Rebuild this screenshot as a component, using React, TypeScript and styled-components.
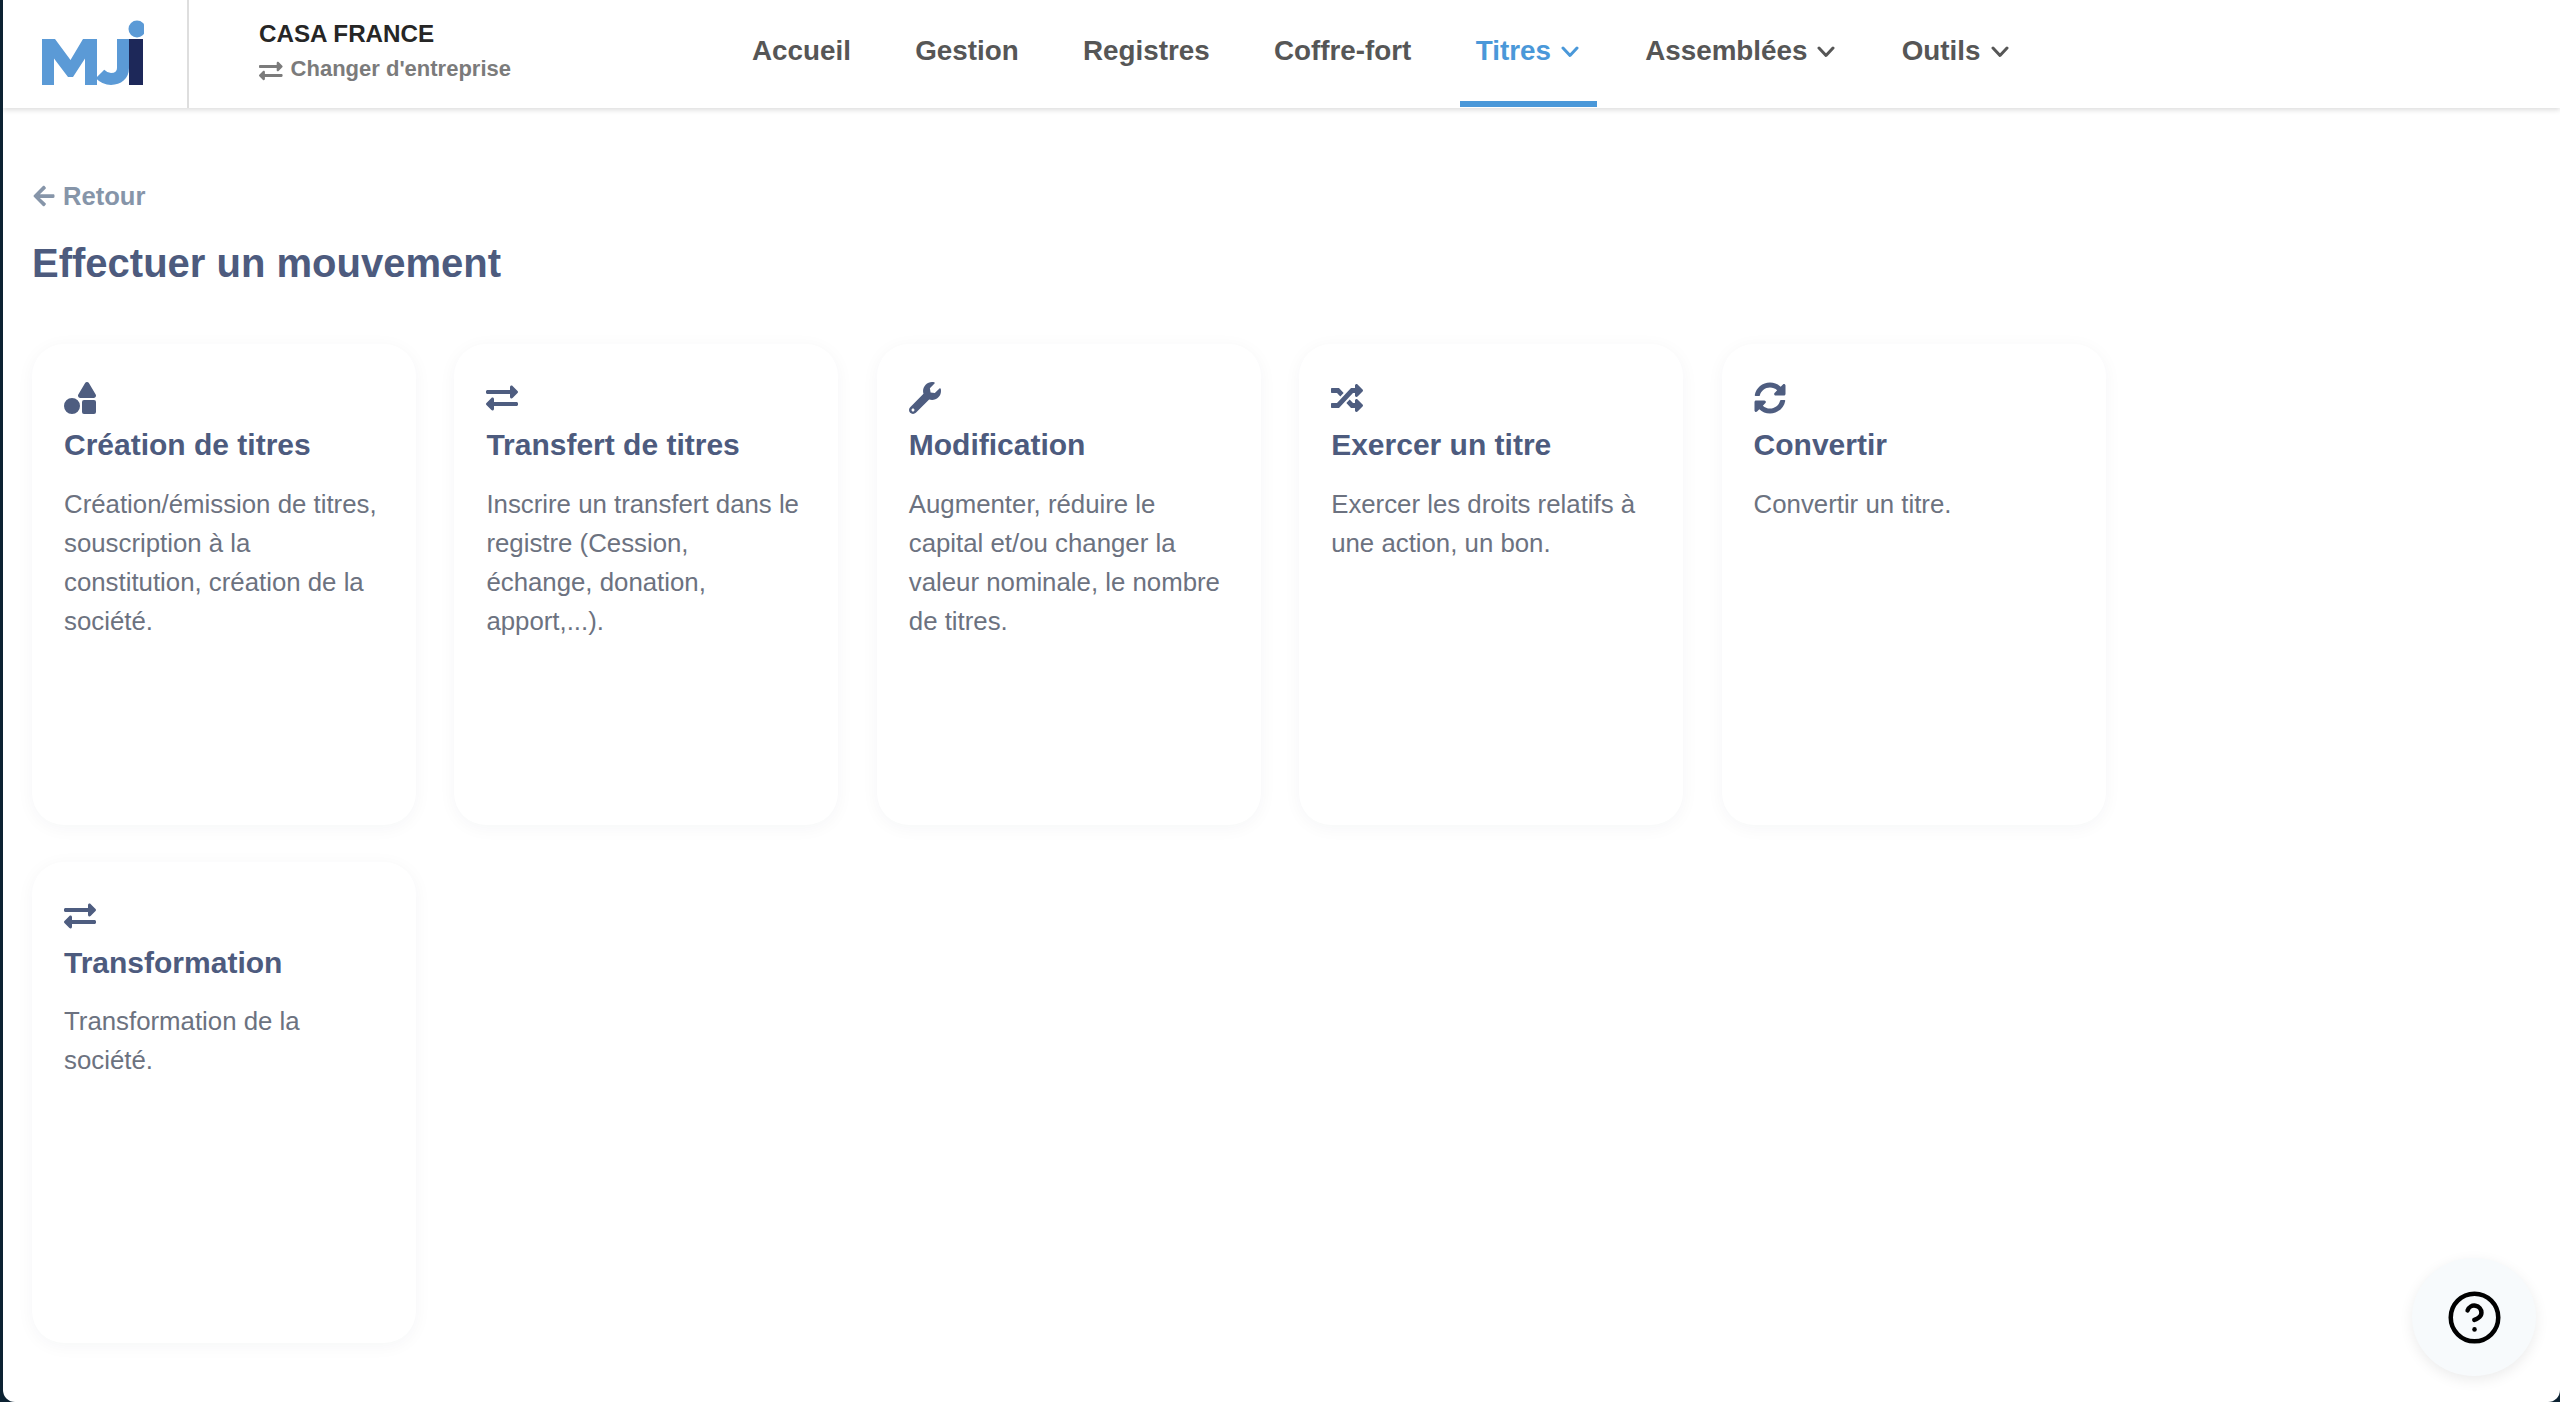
import React from "react";
import styled, { createGlobalStyle } from "styled-components";
import { CircleHelp } from "lucide-react";
import { FaArrowLeft, FaExchangeAlt, FaRandom, FaShapes, FaSyncAlt, FaWrench } from "react-icons/fa";

const GlobalStyle = createGlobalStyle`
  html, body {
    margin: 0;
    padding: 0;
    height: 100%;
    background: #0c2232;
  }
  * {
    box-sizing: border-box;
  }
`;

const Frame = styled.div`
  position: relative;
  height: 100vh;
  margin-left: 3px;
  overflow: hidden;
  background: #fff;
  border-radius: 0 0 12px 12px;
  font-family: "Liberation Sans", Arial, sans-serif;
`;

const Header = styled.header`
  display: flex;
  height: 108px;
  background: #fff;
  box-shadow: 0 2px 5px rgba(0, 0, 0, 0.14);
`;

const LogoBox = styled.div`
  display: flex;
  align-items: flex-start;
  width: 186px;
  height: 108px;
  padding: 20px 0 0 39px;
  border-right: 2px solid #dedede;
`;

const Company = styled.div`
  width: 252px;
  margin-left: 70px;
  padding-top: 20px;
  white-space: nowrap;
`;

const CompanyName = styled.div`
  font-size: 24.2px;
  line-height: 28px;
  font-weight: 700;
  color: #262626;
`;

const SwitchCompany = styled.div`
  display: flex;
  align-items: center;
  gap: 8px;
  margin-top: 7px;
  font-size: 22px;
  line-height: 28px;
  font-weight: 700;
  color: #7b7b7b;
`;

const SwitchIcon = styled(FaExchangeAlt)`
  margin-top: 4px;
`;

const Nav = styled.nav`
  display: flex;
  gap: 32.3px;
  margin-left: 225px;
`;

const NavItem = styled.div<{ $active?: boolean }>`
  display: flex;
  align-items: center;
  height: 107px;
  padding: 0 16px;
  border-bottom: 6px solid ${(p) => (p.$active ? "#4a98d9" : "transparent")};
  font-size: 27.8px;
  font-weight: 700;
  color: ${(p) => (p.$active ? "#4a98d9" : "#565656")};
`;

const Chevron = styled.svg`
  width: 18px;
  height: 12px;
  margin: 3px 2px 0 10px;
  fill: none;
  stroke: currentColor;
  stroke-width: 3;
  stroke-linecap: round;
  stroke-linejoin: round;
`;

const Main = styled.main`
  padding: 73px 0 0 29px;
`;

const BackLink = styled.div`
  display: flex;
  align-items: center;
  gap: 7px;
  font-size: 25.6px;
  line-height: 30px;
  font-weight: 700;
  color: #8695a9;
`;

const PageTitle = styled.h1`
  margin: 28px 0 0;
  font-size: 40px;
  line-height: 48px;
  font-weight: 700;
  color: #4d5b7e;
`;

const CardGrid = styled.div`
  display: grid;
  grid-template-columns: repeat(5, 384px);
  grid-auto-rows: 481px;
  column-gap: 38.4px;
  row-gap: 36.6px;
  margin-top: 57px;
`;

const Card = styled.article`
  padding: 38px 32px 0;
  background: #fff;
  border-radius: 32px;
  box-shadow: 0 3px 18px rgba(30, 40, 70, 0.045);
`;

const CardIcon = styled.div`
  display: flex;
  height: 32px;
  color: #4e5d80;
`;

const CardTitle = styled.h2`
  margin: 13px 0 0;
  font-size: 30px;
  line-height: 36px;
  font-weight: 700;
  color: #4d5b7e;
`;

const CardText = styled.p`
  max-width: 314px;
  margin: 21.5px 0 0;
  font-size: 25.8px;
  line-height: 39.2px;
  color: #6c7280;
`;

const HelpButton = styled.button`
  position: absolute;
  right: 24px;
  bottom: 26px;
  display: flex;
  align-items: center;
  justify-content: center;
  width: 124px;
  height: 118px;
  padding: 0;
  border: 0;
  border-radius: 50%;
  background: #f7fafc;
  box-shadow: 0 4px 14px rgba(0, 0, 0, 0.08);
  color: #000;
`;

const Logo = () => (
  <svg width="102" height="66" viewBox="0 0 102 66">
    <path
      fill="#5b9ad6"
      d="M0 19h13l15.5 21L41 19h14v46H43V38.5L31 57h-5L12 38.5V65H0z"
    />
    <path
      fill="none"
      stroke="#5b9ad6"
      strokeWidth="12"
      d="M81 19v29c0 7-5 11-12 11-5 0-8-2-11-5"
    />
    <rect x="87" y="19" width="14" height="46" fill="#1d2859" />
    <circle cx="95" cy="9" r="8.5" fill="#5b9ad6" />
  </svg>
);

const ChevronDown = () => (
  <Chevron viewBox="0 0 18 12">
    <polyline points="2,2 9,9.5 16,2" />
  </Chevron>
);

const navItems = [
  { label: "Accueil" },
  { label: "Gestion" },
  { label: "Registres" },
  { label: "Coffre-fort" },
  { label: "Titres", menu: true, active: true },
  { label: "Assemblées", menu: true },
  { label: "Outils", menu: true },
];

const cards = [
  {
    icon: <FaShapes size={32} />,
    title: "Création de titres",
    text: "Création/émission de titres, souscription à la constitution, création de la société.",
  },
  {
    icon: <FaExchangeAlt size={32} />,
    title: "Transfert de titres",
    text: "Inscrire un transfert dans le registre (Cession, échange, donation, apport,...).",
  },
  {
    icon: <FaWrench size={32} />,
    title: "Modification",
    text: "Augmenter, réduire le capital et/ou changer la valeur nominale, le nombre de titres.",
  },
  {
    icon: <FaRandom size={32} />,
    title: "Exercer un titre",
    text: "Exercer les droits relatifs à une action, un bon.",
  },
  {
    icon: <FaSyncAlt size={32} />,
    title: "Convertir",
    text: "Convertir un titre.",
  },
  {
    icon: <FaExchangeAlt size={32} />,
    title: "Transformation",
    text: "Transformation de la société.",
  },
];

const App = () => {
  return (
    <Frame>
      <GlobalStyle />
      <Header>
        <LogoBox>
          <Logo />
        </LogoBox>
        <Company>
          <CompanyName>CASA FRANCE</CompanyName>
          <SwitchCompany>
            <SwitchIcon size={24} />
            Changer d'entreprise
          </SwitchCompany>
        </Company>
        <Nav>
          {navItems.map((item) => (
            <NavItem key={item.label} $active={item.active}>
              {item.label}
              {item.menu && <ChevronDown />}
            </NavItem>
          ))}
        </Nav>
      </Header>
      <Main>
        <BackLink>
          <FaArrowLeft size={24} />
          Retour
        </BackLink>
        <PageTitle>Effectuer un mouvement</PageTitle>
        <CardGrid>
          {cards.map((card) => (
            <Card key={card.title}>
              <CardIcon>{card.icon}</CardIcon>
              <CardTitle>{card.title}</CardTitle>
              <CardText>{card.text}</CardText>
            </Card>
          ))}
        </CardGrid>
      </Main>
      <HelpButton aria-label="Aide">
        <CircleHelp size={57} strokeWidth={1.9} />
      </HelpButton>
    </Frame>
  );
};

export default App;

__What the exercise asks__:
Tally the lines in this data that hold the word "components" and state only the count.

__Written solution__:
2